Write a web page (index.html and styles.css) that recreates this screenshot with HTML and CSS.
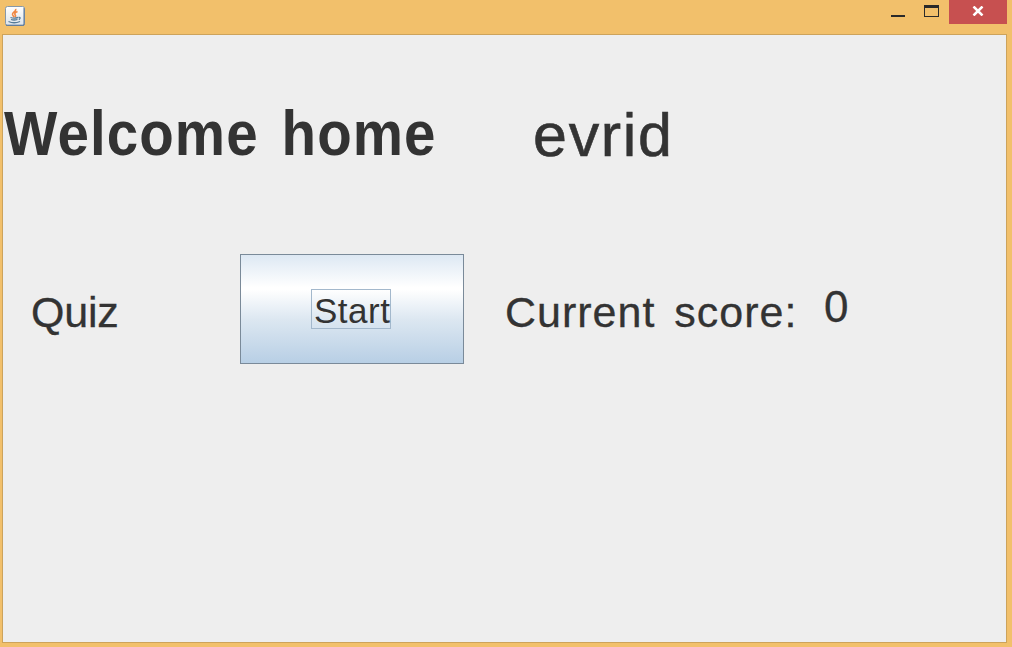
FILE: index.html
```html
<!DOCTYPE html>
<html lang="en">
<head>
<meta charset="utf-8">
<title>Quiz</title>
<link rel="stylesheet" href="styles.css">
</head>
<body>
<div class="window">
  <header class="titlebar">
    <svg class="app-icon" width="20" height="20" viewBox="0 0 20 20">
      <defs><linearGradient id="tile" x1="0" y1="0" x2="0" y2="1"><stop offset="0" stop-color="#fff"/><stop offset="1" stop-color="#dce3ea"/></linearGradient></defs>
      <rect x=".5" y=".5" width="19" height="19" rx="2" fill="url(#tile)" stroke="#8798a8"/>
      <path d="M1 19.2H19V2" fill="none" stroke="#527399" stroke-width="1"/>
      <path d="M10.5 3C12 5 7 6.5 7.5 8.5Q8 10 9.3 11M12.5 5.5C9 7 9.5 8 10.5 9.5Q10.8 10.5 10 11" fill="none" stroke="#ef8743" stroke-width="1.6"/>
      <path d="M5.5 11.5Q9 12.6 13 11.5M6 13.5Q9 14.5 12.5 13.5M3.5 15.5Q9 18 15 15.5M13.5 11.5Q16.5 11 14 13.8" fill="none" stroke="#557b98" stroke-width="1.3"/>
    </svg>
    <div class="controls">
      <svg class="control" width="34" height="24" viewBox="0 0 34 24"><path d="M10 15H24V17H10Z" fill="#2a2a2a"/></svg>
      <svg class="control" width="34" height="24" viewBox="0 0 34 24" shape-rendering="crispEdges"><path fill-rule="evenodd" d="M9 5H24V17H9ZM10 8V16H23V8Z" fill="#2a2a2a"/></svg>
      <div class="close"><svg width="12" height="10" viewBox="0 0 12 10"><path d="M1.5 .5L10.5 9.5M10.5 .5L1.5 9.5" stroke="#fff" stroke-width="2.5"/></svg></div>
    </div>
  </header>
  <main class="content">
    <div class="greeting"><h1 class="welcome">Welcome home</h1><span class="user">evrid</span></div>
    <div class="quiz-row">
      <span class="label quiz">Quiz</span>
      <button class="start"><span class="focus">Start</span></button>
      <span class="label score">Current score:</span>
      <span class="label value">0</span>
    </div>
  </main>
</div>
</body>
</html>
```
FILE: styles.css
```css
* { box-sizing: border-box; }
body { margin: 0; font-family: "Liberation Sans", Arial, sans-serif; color: #333; }
.window { width: 1012px; height: 647px; background: #f2c06b; display: flex; flex-direction: column; padding: 0 5px 4px 2px; overflow: hidden; }
.titlebar { height: 34px; flex: none; display: flex; justify-content: space-between; align-items: flex-start; }
.app-icon { margin: 6px 0 0 3px; }
.controls { display: flex; height: 24px; }
.close { width: 58px; height: 24px; background: #c75050; display: flex; justify-content: center; padding-top: 6px; }
.content { flex: 1; background: #eee; border: 1px solid #cda35b; padding-top: 60px; white-space: nowrap; }
.greeting { display: flex; height: 80px; line-height: 80px; }
.welcome { margin: 0; padding-left: 1px; width: 530px; font-size: 56.5px; letter-spacing: 1.1px; word-spacing: 6px; transform: scaleY(1.11); transform-origin: 0 61px; line-height: 82px; }
.user { font-size: 61px; letter-spacing: 1.7px; -webkit-text-stroke: 0.6px #333; }
.quiz-row { display: flex; height: 110px; margin-top: 79px; }
.label { line-height: 50px; font-size: 43px; margin-top: 33px; -webkit-text-stroke: 0.3px #333; }
.quiz { width: 209px; margin-left: 28px; letter-spacing: -0.2px; }
.start { width: 224px; height: 110px; border: 1px solid #7a8a99; padding: 0; color: inherit; font-family: inherit; background: linear-gradient(#dde8f3 0%, #fff 30%, #fff 32%, #dce7f1 60%, #b8cfe5 100%); display: flex; justify-content: center; align-items: center; }
.focus { width: 80px; height: 40px; font-size: 35px; letter-spacing: 0.5px; border: 1px solid #a3b8cc; text-align: left; padding-left: 2px; margin-right: 2px; line-height: 41px; }
.score { width: 320px; margin-left: 41px; margin-right: -1px; letter-spacing: 1px; word-spacing: 6px; }
.value { font-size: 44px; margin-top: 28px; }
```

Requirements: From start to finish, output the listing exactly, but omit its pictures.

The reply:
Write a web page (index.html and styles.css) that recreates this screenshot with HTML and CSS.
FILE: index.html
```html
<!DOCTYPE html>
<html lang="en">
<head>
<meta charset="utf-8">
<title>Quiz</title>
<link rel="stylesheet" href="styles.css">
</head>
<body>
<div class="window">
  <header class="titlebar">
    <svg class="app-icon" width="20" height="20" viewBox="0 0 20 20">
      <defs><linearGradient id="tile" x1="0" y1="0" x2="0" y2="1"><stop offset="0" stop-color="#fff"/><stop offset="1" stop-color="#dce3ea"/></linearGradient></defs>
      <rect x=".5" y=".5" width="19" height="19" rx="2" fill="url(#tile)" stroke="#8798a8"/>
      <path d="M1 19.2H19V2" fill="none" stroke="#527399" stroke-width="1"/>
      <path d="M10.5 3C12 5 7 6.5 7.5 8.5Q8 10 9.3 11M12.5 5.5C9 7 9.5 8 10.5 9.5Q10.8 10.5 10 11" fill="none" stroke="#ef8743" stroke-width="1.6"/>
      <path d="M5.5 11.5Q9 12.6 13 11.5M6 13.5Q9 14.5 12.5 13.5M3.5 15.5Q9 18 15 15.5M13.5 11.5Q16.5 11 14 13.8" fill="none" stroke="#557b98" stroke-width="1.3"/>
    </svg>
    <div class="controls">
      <svg class="control" width="34" height="24" viewBox="0 0 34 24"><path d="M10 15H24V17H10Z" fill="#2a2a2a"/></svg>
      <svg class="control" width="34" height="24" viewBox="0 0 34 24" shape-rendering="crispEdges"><path fill-rule="evenodd" d="M9 5H24V17H9ZM10 8V16H23V8Z" fill="#2a2a2a"/></svg>
      <div class="close"><svg width="12" height="10" viewBox="0 0 12 10"><path d="M1.5 .5L10.5 9.5M10.5 .5L1.5 9.5" stroke="#fff" stroke-width="2.5"/></svg></div>
    </div>
  </header>
  <main class="content">
    <div class="greeting"><h1 class="welcome">Welcome home</h1><span class="user">evrid</span></div>
    <div class="quiz-row">
      <span class="label quiz">Quiz</span>
      <button class="start"><span class="focus">Start</span></button>
      <span class="label score">Current score:</span>
      <span class="label value">0</span>
    </div>
  </main>
</div>
</body>
</html>
```
FILE: styles.css
```css
* { box-sizing: border-box; }
body { margin: 0; font-family: "Liberation Sans", Arial, sans-serif; color: #333; }
.window { width: 1012px; height: 647px; background: #f2c06b; display: flex; flex-direction: column; padding: 0 5px 4px 2px; overflow: hidden; }
.titlebar { height: 34px; flex: none; display: flex; justify-content: space-between; align-items: flex-start; }
.app-icon { margin: 6px 0 0 3px; }
.controls { display: flex; height: 24px; }
.close { width: 58px; height: 24px; background: #c75050; display: flex; justify-content: center; padding-top: 6px; }
.content { flex: 1; background: #eee; border: 1px solid #cda35b; padding-top: 60px; white-space: nowrap; }
.greeting { display: flex; height: 80px; line-height: 80px; }
.welcome { margin: 0; padding-left: 1px; width: 530px; font-size: 56.5px; letter-spacing: 1.1px; word-spacing: 6px; transform: scaleY(1.11); transform-origin: 0 61px; line-height: 82px; }
.user { font-size: 61px; letter-spacing: 1.7px; -webkit-text-stroke: 0.6px #333; }
.quiz-row { display: flex; height: 110px; margin-top: 79px; }
.label { line-height: 50px; font-size: 43px; margin-top: 33px; -webkit-text-stroke: 0.3px #333; }
.quiz { width: 209px; margin-left: 28px; letter-spacing: -0.2px; }
.start { width: 224px; height: 110px; border: 1px solid #7a8a99; padding: 0; color: inherit; font-family: inherit; background: linear-gradient(#dde8f3 0%, #fff 30%, #fff 32%, #dce7f1 60%, #b8cfe5 100%); display: flex; justify-content: center; align-items: center; }
.focus { width: 80px; height: 40px; font-size: 35px; letter-spacing: 0.5px; border: 1px solid #a3b8cc; text-align: left; padding-left: 2px; margin-right: 2px; line-height: 41px; }
.score { width: 320px; margin-left: 41px; margin-right: -1px; letter-spacing: 1px; word-spacing: 6px; }
.value { font-size: 44px; margin-top: 28px; }
```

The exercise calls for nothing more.